As we all know, Millennial and Generation Z buying habits and preferences are changing. They rent apartments rather than buy homes for longer periods of time, switch jobs and move locations more frequently and have less savings than previous generations. However, business buying habits and preferences are changing too! Today’s modern workplace is shifting towards a more dynamic, fast changing and disparate environment. As a result, high growth startups need to keep up and provide the newest and best office amenities to keep employee retention high and churn low in this competitive recruiting marketplace. Thus, the way employees live and work is driving the on demand economy (Uber, Postmates, Bird, Rover). People expect the immediate convenience and flexibility of not only transportation and food but also even hard goods such as, furniture!
Until now, large incumbents, such as, Cort, Herman Miller, Knoll, and Steelcase with market capitalizations of >$1B have dominated the $50 billion furniture industry. Some have been in business since 1865! Those players have traditionally relied heavily on a complicated supply chain involving a network of broker/dealer middlemen (to assist with distribution) adding unneeded complexity, cost and time to the customer experience. As a biproduct, unfortunately, furniture buying has been difficult, expensive, slow and inflexible. Luckily, a few brave tech-enabled startups, such as, Feather, Fernish, Oliver and Bureau have mustered up the courage to take on the industry incumbents to offer an easier, cheaper, faster and more flexible solution with the same high quality product offered by industry incumbents.
Feather, Fernish and Bureau are able to provide a better customer experience through multiple ways. First, those startups create simple, beautiful furniture arrangements online whereby streamlining the search and discovery process for both individual apartment buyers or office managers. Buying a single furniture piece or a collection to furnish an entire room is as simple as clicking a button. Second, their solutions are cheaper because they remove broker/dealer middlemen and leverage online and strategic real estate channels for customer acquisition. Third, startups can offer faster delivery (1-2 weeks vs 8-12 weeks) because of the limited number of SKUs offered and modular design. Lastly and most importantly, those startups can provide the most flexible furniture solutions allowing end users to buy, exchange, rent and/or return furniture at any time. In addition, previous monthly rental payments can be placed towards the purchase of a specific item if the end user changes his/her mind about renting and buying.
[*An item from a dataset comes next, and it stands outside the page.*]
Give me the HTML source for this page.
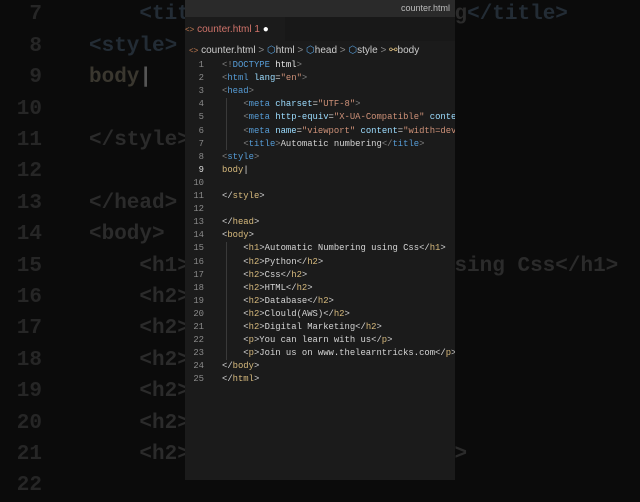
<!DOCTYPE html>
<html><head><style>
body{margin:0;width:640px;height:480px;overflow:hidden;background:#0b0b0b;position:relative;font-family:"Liberation Mono",monospace}
.bg{position:absolute;left:0;top:-189px;font-size:21px;line-height:31.4px;white-space:pre;color:#2b2b2b;font-weight:bold}
.bg .n{position:absolute;left:0;width:42px;text-align:right;color:#262626}
.bg .c{position:absolute;left:89px}
.bg .t{color:#232c35}
.main{position:absolute;left:185px;top:0;width:270px;height:480px;background:#1b1b1b;overflow:hidden}
.title{height:17px;background:#2a2a2a;color:#bbb;font:9px "Liberation Sans",sans-serif;text-align:right;padding-right:5px;line-height:17px;white-space:nowrap}
.tabs{height:24px;background:#181818;position:relative}
.tab{position:absolute;left:0;top:0;height:24px;width:100px;background:#1b1b1b;font:10px "Liberation Sans",sans-serif;color:#d0736a;line-height:26px;white-space:nowrap}
.crumb{height:17px;font:10px "Liberation Sans",sans-serif;color:#ccc;line-height:19px;white-space:nowrap;padding-left:4px}
.code{position:absolute;top:59px;left:0;font-size:8.9px;line-height:13.1px;white-space:pre;color:#d4d4d4}
.code .n{position:absolute;left:0;width:19px;text-align:right;color:#8a8a8a}
.code .c{position:absolute;left:37px}
.p{color:#808080}.k{color:#569cd6}.a{color:#9cdcfe}.s{color:#ce9178}.y{color:#d7ba7d}.w{color:#e8e8e8}
.guide{position:absolute;left:41px;width:1px;background:#3a3a3a}
</style></head><body>
<div class="bg">
<div class="n" style="top:188.4px">7</div><div class="c" style="top:188.4px">    <span class="t">&lt;title&gt;</span>Automatic numbering<span class="t">&lt;/title&gt;</span></div>
<div class="n" style="top:219.8px">8</div><div class="c t" style="top:219.8px">&lt;style&gt;</div>
<div class="n" style="top:251.2px">9</div><div class="c" style="top:251.2px;color:#3a372f">body<span style="color:#555">|</span></div>
<div class="n" style="top:282.6px">10</div>
<div class="n" style="top:314px">11</div><div class="c" style="top:314px">&lt;/style&gt;</div>
<div class="n" style="top:345.4px">12</div>
<div class="n" style="top:376.8px">13</div><div class="c" style="top:376.8px">&lt;/head&gt;</div>
<div class="n" style="top:408.2px">14</div><div class="c" style="top:408.2px">&lt;body&gt;</div>
<div class="n" style="top:439.6px">15</div><div class="c" style="top:439.6px">    &lt;h1&gt;Automatic Numbering using Css&lt;/h1&gt;</div>
<div class="n" style="top:471px">16</div><div class="c" style="top:471px">    &lt;h2&gt;Python&lt;/h2&gt;</div>
<div class="n" style="top:502.4px">17</div><div class="c" style="top:502.4px">    &lt;h2&gt;Css&lt;/h2&gt;</div>
<div class="n" style="top:533.8px">18</div><div class="c" style="top:533.8px">    &lt;h2&gt;HTML&lt;/h2&gt;</div>
<div class="n" style="top:565.2px">19</div><div class="c" style="top:565.2px">    &lt;h2&gt;Database&lt;/h2&gt;</div>
<div class="n" style="top:596.6px">20</div><div class="c" style="top:596.6px">    &lt;h2&gt;Clould(AWS)&lt;/h2&gt;</div>
<div class="n" style="top:628px">21</div><div class="c" style="top:628px">    &lt;h2&gt;Digital Marketing&lt;/h2&gt;</div>
<div class="n" style="top:659.4px">22</div>
</div>
<div class="main">
<div class="title">counter.html</div>
<div class="tabs"><div class="tab"><span style="color:#c07a50;font-size:8px">&lt;&gt;</span> counter.html 1 <span style="color:#fff">●</span></div></div>
<div class="crumb"><span style="color:#c07a50;font-size:8px">&lt;&gt;</span> counter.html <span style="color:#888">&gt;</span> <span class="k">⬡</span>html <span style="color:#888">&gt;</span> <span class="k">⬡</span>head <span style="color:#888">&gt;</span> <span class="k">⬡</span>style <span style="color:#888">&gt;</span> <span class="y">⚯</span>body</div>
<div class="guide" style="top:98px;height:52px"></div>
<div class="guide" style="top:242px;height:118px"></div>
<div class="code">
<div class="n" style="top:0">1</div><div class="c" style="top:0"><span class="p">&lt;!</span><span class="k">DOCTYPE</span> <span class="w">html</span><span class="p">&gt;</span></div>
<div class="n" style="top:13.1px">2</div><div class="c" style="top:13.1px"><span class="p">&lt;</span><span class="k">html</span> <span class="a">lang</span>=<span class="s">"en"</span><span class="p">&gt;</span></div>
<div class="n" style="top:26.2px">3</div><div class="c" style="top:26.2px"><span class="p">&lt;</span><span class="k">head</span><span class="p">&gt;</span></div>
<div class="n" style="top:39.3px">4</div><div class="c" style="top:39.3px">    <span class="p">&lt;</span><span class="k">meta</span> <span class="a">charset</span>=<span class="s">"UTF-8"</span><span class="p">&gt;</span></div>
<div class="n" style="top:52.4px">5</div><div class="c" style="top:52.4px">    <span class="p">&lt;</span><span class="k">meta</span> <span class="a">http-equiv</span>=<span class="s">"X-UA-Compatible"</span> <span class="a">content</span></div>
<div class="n" style="top:65.5px">6</div><div class="c" style="top:65.5px">    <span class="p">&lt;</span><span class="k">meta</span> <span class="a">name</span>=<span class="s">"viewport"</span> <span class="a">content</span>=<span class="s">"width=device</span></div>
<div class="n" style="top:78.6px">7</div><div class="c" style="top:78.6px">    <span class="p">&lt;</span><span class="k">title</span><span class="p">&gt;</span>Automatic numbering<span class="p">&lt;/</span><span class="k">title</span><span class="p">&gt;</span></div>
<div class="n" style="top:91.7px">8</div><div class="c" style="top:91.7px"><span class="p">&lt;</span><span class="k">style</span><span class="p">&gt;</span></div>
<div class="n" style="top:104.8px;color:#ddd">9</div><div class="c y" style="top:104.8px">body<span style="color:#ddd">|</span></div>
<div class="n" style="top:117.9px">10</div>
<div class="n" style="top:131px">11</div><div class="c" style="top:131px">&lt;/<span class="y">style</span>&gt;</div>
<div class="n" style="top:144.1px">12</div>
<div class="n" style="top:157.2px">13</div><div class="c" style="top:157.2px">&lt;/<span class="y">head</span>&gt;</div>
<div class="n" style="top:170.3px">14</div><div class="c" style="top:170.3px">&lt;<span class="y">body</span>&gt;</div>
<div class="n" style="top:183.4px">15</div><div class="c" style="top:183.4px">    &lt;<span class="y">h1</span>&gt;Automatic Numbering using Css&lt;/<span class="y">h1</span>&gt;</div>
<div class="n" style="top:196.5px">16</div><div class="c" style="top:196.5px">    &lt;<span class="y">h2</span>&gt;Python&lt;/<span class="y">h2</span>&gt;</div>
<div class="n" style="top:209.6px">17</div><div class="c" style="top:209.6px">    &lt;<span class="y">h2</span>&gt;Css&lt;/<span class="y">h2</span>&gt;</div>
<div class="n" style="top:222.7px">18</div><div class="c" style="top:222.7px">    &lt;<span class="y">h2</span>&gt;HTML&lt;/<span class="y">h2</span>&gt;</div>
<div class="n" style="top:235.8px">19</div><div class="c" style="top:235.8px">    &lt;<span class="y">h2</span>&gt;Database&lt;/<span class="y">h2</span>&gt;</div>
<div class="n" style="top:248.9px">20</div><div class="c" style="top:248.9px">    &lt;<span class="y">h2</span>&gt;Clould(AWS)&lt;/<span class="y">h2</span>&gt;</div>
<div class="n" style="top:262px">21</div><div class="c" style="top:262px">    &lt;<span class="y">h2</span>&gt;Digital Marketing&lt;/<span class="y">h2</span>&gt;</div>
<div class="n" style="top:275.1px">22</div><div class="c" style="top:275.1px">    &lt;<span class="y">p</span>&gt;You can learn with us&lt;/<span class="y">p</span>&gt;</div>
<div class="n" style="top:288.2px">23</div><div class="c" style="top:288.2px">    &lt;<span class="y">p</span>&gt;Join us on www.thelearntricks.com&lt;/<span class="y">p</span>&gt;</div>
<div class="n" style="top:301.3px">24</div><div class="c" style="top:301.3px">&lt;/<span class="y">body</span>&gt;</div>
<div class="n" style="top:314.4px">25</div><div class="c" style="top:314.4px">&lt;/<span class="y">html</span>&gt;</div>
</div>
</div>
</body></html>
That said, offering the flexibility of renting or returning is particularly challenging. Refurbishment requires warehousing, inventory and labor in addition to new customer re-acquisition costs. However, if these startups can successfully manage refurbishment cost effectively by leveraging the market shift, software and modular technology it could meaningfully extend the useful life of items, increase lifetime value of products and drive margin expansion. This creates a not only unique activity system but also differentiated sustainable story that resonates with customers.
It would be a mistake to understate the complexities of the furniture manufacturing and delivery process. This supply chain requires technology to create a seamless experience from start to finish including: building to order, shipping, last mile warehouse pick up, delivering, assembly, inventory management, returning and refurbishing. The incumbents have many resources (ie capital, knowledge, activity systems, etc) available to them. However, software is not in their DNA. Given their supply chains and partnerships are already well established and were built for the purchasing behaviors and patterns of prior generations, it could be challenging for them to adapt fast enough. Thus, Nine Four Ventures is betting startups can build the cheaper, faster more flexible product end customers desperately need well before the incumbents can.